Getting Real With Veronica Ibarra
One of the many skills we develop as mothers is the extraordinary ability to hear our children call for us, and know by the sound that they are in need. This acutely sensitive ability to attune to our children is not necessarily limited to mothers, but often times fathers aren’t as attuned because they attune to other things, like the myriad of sounds made by the car. I suspect that many fathers also over rely on a mother’s ability to attune to their children, trusting that if something were really wrong then he would be alerted.
This hypothesis was unintentionally tested recently as my son began calling me from somewhere within our house. At first I wasn’t sure if he was calling me as “mommy” is his catch all for when he wants something, which includes addressing his father who was also in the house at the time. His first call had that note of hey-pay-attention, which he usually does use to address his father.
The second call for mommy came with a hitch in the cry, that I-am-not-happy transitioning into I-don’t-like-this. I got up from writing to go investigate, figuring I’d find him fussing at one of the cats or an uncooperative toy. I poked my head in every open room—he is only 2 after all, and has yet to master the opening of doors. I poked my head into my husband’s open office to see him typing away at his computer, but no sign of our son.

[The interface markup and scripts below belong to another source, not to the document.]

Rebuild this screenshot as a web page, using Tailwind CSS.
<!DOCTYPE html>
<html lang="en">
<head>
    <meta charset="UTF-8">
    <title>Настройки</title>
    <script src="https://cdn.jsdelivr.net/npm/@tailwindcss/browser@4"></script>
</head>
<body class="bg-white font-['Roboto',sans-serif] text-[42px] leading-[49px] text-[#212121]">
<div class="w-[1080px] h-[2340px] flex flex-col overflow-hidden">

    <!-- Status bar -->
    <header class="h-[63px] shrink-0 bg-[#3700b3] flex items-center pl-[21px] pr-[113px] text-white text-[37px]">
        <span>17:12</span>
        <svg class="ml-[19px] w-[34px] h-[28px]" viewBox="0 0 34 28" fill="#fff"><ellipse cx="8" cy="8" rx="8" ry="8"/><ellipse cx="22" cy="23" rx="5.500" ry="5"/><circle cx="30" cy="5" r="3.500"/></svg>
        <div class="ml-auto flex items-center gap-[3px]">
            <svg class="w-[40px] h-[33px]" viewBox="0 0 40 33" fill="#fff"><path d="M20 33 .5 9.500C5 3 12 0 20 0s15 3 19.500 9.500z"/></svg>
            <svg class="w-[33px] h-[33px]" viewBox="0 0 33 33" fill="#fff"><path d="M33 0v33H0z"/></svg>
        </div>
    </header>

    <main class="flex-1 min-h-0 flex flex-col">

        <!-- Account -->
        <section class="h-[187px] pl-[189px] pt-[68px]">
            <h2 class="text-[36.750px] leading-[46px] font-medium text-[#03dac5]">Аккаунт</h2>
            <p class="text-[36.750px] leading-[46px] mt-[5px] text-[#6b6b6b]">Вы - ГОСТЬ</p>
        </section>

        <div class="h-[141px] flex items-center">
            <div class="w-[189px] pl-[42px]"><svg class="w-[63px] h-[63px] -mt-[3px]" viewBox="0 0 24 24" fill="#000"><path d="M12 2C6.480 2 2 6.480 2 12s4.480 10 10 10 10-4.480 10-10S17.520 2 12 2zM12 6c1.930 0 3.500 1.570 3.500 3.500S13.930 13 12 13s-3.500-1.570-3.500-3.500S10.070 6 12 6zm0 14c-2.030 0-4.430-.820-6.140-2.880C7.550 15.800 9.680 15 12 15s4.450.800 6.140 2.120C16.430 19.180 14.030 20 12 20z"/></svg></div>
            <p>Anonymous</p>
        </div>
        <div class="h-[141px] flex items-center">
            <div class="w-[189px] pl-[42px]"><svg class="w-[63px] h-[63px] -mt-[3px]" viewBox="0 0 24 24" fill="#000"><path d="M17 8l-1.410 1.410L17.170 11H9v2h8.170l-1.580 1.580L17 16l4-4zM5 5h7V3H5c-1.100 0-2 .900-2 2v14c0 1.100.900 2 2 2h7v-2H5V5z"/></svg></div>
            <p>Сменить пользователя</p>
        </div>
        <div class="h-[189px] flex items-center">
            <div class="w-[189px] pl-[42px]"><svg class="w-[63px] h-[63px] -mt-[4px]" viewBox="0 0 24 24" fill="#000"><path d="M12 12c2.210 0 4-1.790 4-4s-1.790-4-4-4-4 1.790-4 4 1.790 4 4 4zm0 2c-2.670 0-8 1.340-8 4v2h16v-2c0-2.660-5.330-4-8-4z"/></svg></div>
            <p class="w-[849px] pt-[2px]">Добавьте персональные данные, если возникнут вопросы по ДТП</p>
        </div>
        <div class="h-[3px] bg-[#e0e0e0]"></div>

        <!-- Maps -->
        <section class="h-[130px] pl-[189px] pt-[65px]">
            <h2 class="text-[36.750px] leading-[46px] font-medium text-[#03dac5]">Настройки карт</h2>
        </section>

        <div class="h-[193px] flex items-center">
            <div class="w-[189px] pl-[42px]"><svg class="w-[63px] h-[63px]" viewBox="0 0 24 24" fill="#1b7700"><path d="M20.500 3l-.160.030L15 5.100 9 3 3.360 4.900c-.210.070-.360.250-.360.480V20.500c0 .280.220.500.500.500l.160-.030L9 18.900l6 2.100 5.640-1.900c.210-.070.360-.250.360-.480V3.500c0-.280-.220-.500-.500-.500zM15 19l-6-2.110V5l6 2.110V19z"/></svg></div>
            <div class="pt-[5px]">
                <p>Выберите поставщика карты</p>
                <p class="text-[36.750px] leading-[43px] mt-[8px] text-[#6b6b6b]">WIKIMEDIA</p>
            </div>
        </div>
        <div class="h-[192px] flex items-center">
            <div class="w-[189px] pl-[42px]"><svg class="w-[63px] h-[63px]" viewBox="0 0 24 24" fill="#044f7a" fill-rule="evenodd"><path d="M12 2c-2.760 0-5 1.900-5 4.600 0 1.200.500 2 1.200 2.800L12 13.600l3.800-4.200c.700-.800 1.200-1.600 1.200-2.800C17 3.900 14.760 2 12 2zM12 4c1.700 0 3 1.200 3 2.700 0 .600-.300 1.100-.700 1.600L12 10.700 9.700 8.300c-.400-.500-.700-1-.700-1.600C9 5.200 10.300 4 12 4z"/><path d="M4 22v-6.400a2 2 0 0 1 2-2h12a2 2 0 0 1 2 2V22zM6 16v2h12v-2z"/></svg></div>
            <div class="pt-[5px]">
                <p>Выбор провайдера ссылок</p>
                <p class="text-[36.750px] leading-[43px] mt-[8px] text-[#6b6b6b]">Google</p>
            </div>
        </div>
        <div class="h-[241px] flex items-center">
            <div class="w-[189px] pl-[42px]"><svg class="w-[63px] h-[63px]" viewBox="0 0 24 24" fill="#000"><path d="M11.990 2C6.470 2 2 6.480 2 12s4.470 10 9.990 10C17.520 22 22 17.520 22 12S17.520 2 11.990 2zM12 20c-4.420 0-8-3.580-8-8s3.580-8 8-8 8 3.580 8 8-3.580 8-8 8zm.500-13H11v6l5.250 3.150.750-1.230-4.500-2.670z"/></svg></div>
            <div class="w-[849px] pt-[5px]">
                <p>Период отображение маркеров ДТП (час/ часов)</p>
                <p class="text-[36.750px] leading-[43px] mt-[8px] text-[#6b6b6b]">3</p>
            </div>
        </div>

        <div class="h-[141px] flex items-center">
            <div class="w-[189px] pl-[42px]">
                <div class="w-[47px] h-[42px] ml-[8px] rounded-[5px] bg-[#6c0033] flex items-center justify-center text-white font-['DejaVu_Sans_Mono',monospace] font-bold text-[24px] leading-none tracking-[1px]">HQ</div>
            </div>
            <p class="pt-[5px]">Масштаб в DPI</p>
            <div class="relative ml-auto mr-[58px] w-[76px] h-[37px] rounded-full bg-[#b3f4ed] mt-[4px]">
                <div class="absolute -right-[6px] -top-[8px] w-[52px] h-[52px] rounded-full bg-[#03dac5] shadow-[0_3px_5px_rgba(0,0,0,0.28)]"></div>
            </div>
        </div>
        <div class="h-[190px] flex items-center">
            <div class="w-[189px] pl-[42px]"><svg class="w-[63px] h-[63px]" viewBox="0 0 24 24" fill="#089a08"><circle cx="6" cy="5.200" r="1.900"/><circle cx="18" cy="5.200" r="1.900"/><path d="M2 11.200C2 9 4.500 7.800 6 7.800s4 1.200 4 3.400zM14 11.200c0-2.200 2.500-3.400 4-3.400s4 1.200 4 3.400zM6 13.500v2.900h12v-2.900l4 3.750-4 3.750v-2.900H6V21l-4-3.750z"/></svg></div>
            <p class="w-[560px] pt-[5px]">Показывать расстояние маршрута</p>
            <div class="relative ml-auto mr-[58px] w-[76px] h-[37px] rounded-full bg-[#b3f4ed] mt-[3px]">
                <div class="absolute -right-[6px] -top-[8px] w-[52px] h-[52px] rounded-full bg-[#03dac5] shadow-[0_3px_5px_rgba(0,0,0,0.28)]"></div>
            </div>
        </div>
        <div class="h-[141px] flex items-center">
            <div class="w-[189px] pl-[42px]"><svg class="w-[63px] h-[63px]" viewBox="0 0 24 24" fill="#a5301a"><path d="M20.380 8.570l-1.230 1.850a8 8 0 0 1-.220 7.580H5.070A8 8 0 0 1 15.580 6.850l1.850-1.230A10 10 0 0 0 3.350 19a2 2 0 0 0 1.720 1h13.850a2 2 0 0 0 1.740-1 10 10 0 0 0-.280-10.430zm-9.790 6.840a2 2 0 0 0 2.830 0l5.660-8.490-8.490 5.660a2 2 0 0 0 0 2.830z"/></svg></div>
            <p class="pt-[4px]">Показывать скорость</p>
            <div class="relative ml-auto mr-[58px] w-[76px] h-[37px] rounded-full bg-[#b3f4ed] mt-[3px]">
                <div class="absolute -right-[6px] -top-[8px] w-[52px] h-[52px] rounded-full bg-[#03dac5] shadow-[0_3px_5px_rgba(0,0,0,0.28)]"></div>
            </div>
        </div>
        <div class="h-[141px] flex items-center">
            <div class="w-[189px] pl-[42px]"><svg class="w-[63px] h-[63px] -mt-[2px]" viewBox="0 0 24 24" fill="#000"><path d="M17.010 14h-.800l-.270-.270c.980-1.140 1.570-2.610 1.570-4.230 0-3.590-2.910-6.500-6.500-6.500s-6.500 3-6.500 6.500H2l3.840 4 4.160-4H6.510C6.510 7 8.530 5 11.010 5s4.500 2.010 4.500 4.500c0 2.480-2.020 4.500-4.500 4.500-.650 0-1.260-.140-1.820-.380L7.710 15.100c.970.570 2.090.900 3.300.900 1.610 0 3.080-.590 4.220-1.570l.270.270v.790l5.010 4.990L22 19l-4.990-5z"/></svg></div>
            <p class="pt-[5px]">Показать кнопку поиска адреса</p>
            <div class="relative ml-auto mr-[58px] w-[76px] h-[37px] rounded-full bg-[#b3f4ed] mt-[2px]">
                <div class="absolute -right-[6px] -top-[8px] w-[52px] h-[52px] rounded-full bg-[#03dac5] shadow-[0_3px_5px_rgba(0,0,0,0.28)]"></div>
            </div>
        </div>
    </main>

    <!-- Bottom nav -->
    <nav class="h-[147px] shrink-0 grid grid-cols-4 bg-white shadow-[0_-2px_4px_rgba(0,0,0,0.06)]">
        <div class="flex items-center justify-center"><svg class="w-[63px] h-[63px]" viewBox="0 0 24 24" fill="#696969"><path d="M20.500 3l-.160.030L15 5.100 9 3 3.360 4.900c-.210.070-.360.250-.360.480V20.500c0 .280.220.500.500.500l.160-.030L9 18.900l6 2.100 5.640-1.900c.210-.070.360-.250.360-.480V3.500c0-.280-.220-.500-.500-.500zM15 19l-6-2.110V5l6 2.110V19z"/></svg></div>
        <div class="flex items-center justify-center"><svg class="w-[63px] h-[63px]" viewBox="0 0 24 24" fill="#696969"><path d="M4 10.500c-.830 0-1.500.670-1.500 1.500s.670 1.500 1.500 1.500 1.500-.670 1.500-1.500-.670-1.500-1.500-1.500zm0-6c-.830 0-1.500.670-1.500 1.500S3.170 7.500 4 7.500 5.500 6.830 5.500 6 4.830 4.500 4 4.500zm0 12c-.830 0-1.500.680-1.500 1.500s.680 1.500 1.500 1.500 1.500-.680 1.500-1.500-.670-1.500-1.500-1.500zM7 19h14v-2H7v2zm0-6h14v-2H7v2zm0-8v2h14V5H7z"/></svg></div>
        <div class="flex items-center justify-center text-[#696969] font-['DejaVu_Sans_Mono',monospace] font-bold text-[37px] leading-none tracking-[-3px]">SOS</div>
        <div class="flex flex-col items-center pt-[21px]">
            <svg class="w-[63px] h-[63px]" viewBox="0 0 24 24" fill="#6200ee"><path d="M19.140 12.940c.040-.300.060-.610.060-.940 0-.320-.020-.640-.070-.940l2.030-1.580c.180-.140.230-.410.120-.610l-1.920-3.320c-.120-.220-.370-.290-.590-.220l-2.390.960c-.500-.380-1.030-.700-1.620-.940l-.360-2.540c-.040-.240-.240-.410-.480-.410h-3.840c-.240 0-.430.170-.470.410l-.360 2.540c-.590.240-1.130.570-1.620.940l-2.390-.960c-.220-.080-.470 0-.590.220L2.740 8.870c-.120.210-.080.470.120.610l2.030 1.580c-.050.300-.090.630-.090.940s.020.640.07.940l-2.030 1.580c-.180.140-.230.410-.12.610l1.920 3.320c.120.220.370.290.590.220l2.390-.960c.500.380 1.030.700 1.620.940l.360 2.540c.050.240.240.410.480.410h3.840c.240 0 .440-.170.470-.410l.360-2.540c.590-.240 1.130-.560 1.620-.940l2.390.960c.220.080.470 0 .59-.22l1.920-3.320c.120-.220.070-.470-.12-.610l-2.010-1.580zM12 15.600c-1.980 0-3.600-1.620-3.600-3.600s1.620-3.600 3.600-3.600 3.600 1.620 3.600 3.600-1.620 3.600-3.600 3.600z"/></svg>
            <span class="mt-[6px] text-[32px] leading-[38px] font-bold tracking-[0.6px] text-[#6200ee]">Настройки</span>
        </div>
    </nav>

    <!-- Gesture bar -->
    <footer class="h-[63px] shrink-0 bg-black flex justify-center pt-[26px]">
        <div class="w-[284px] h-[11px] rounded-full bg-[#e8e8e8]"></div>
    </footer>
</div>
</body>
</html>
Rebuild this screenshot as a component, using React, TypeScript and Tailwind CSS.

I heard the cry for mommy again, muffled, but now with that hint of rising panic, the one that begins my reciprocal panic. I urgently start opening doors to the rooms that were closed, and still no 2 year old. Meanwhile, daddy is typing away. I start calling for my son, who starts the repeated mommy call, which I am able to follow and trace him to the closet in his sister’s room. With much relief he latches on to me with a death grip of gratitude for rescuing him from the stuffed animals and nightlight he had managed to close in with him.
I poke back into my husband’s office to point out that our son was essentially trapped in the closet in the room next to him, and asked why he hadn’t helped. I got the deer-in-headlights look. Apparently, daddy thought our son was farther away and talking to me. And my calling for our son when I couldn’t find him? Oh, I wasn’t paying attention.
I roll my eyes, and carry our son back out to the library where he can play with the train set while I write at my desk. Of course, I’m muttering about my husband’s deafness, and grumbling about what a great help he is, so it takes me a few minutes before I can think rationally again. But as the mommy-panic-and-frustration haze begins to clear I remember a film I watched in a long ago psychology class talking about this very issue.
In the film there was a scene with a couple sitting on the couch watching TV. There’s a faint baby cry and the woman asks if the man heard. He says no, and she goes to check. Within seconds she comes back to report that the baby stirred, but fell back asleep. They go back to watching TV then a faint metallic rattling sounds and the man turns to the woman asking if she heard it, which of course she did not. He goes to check and comes back to report that the furnace was acting up, but is now fine.
To be fair, my husband can start the car and within moments can tell you if the car is running as it should. I surely can’t tell the difference between the subtle sound changes in the engine, so why do I get frustrated that he can’t tell the subtle sound differences of our son’s cry? Intellectually, I understand that he and I attune to different things. I even understand the psychology behind it, but as a mother…well, I don’t understand.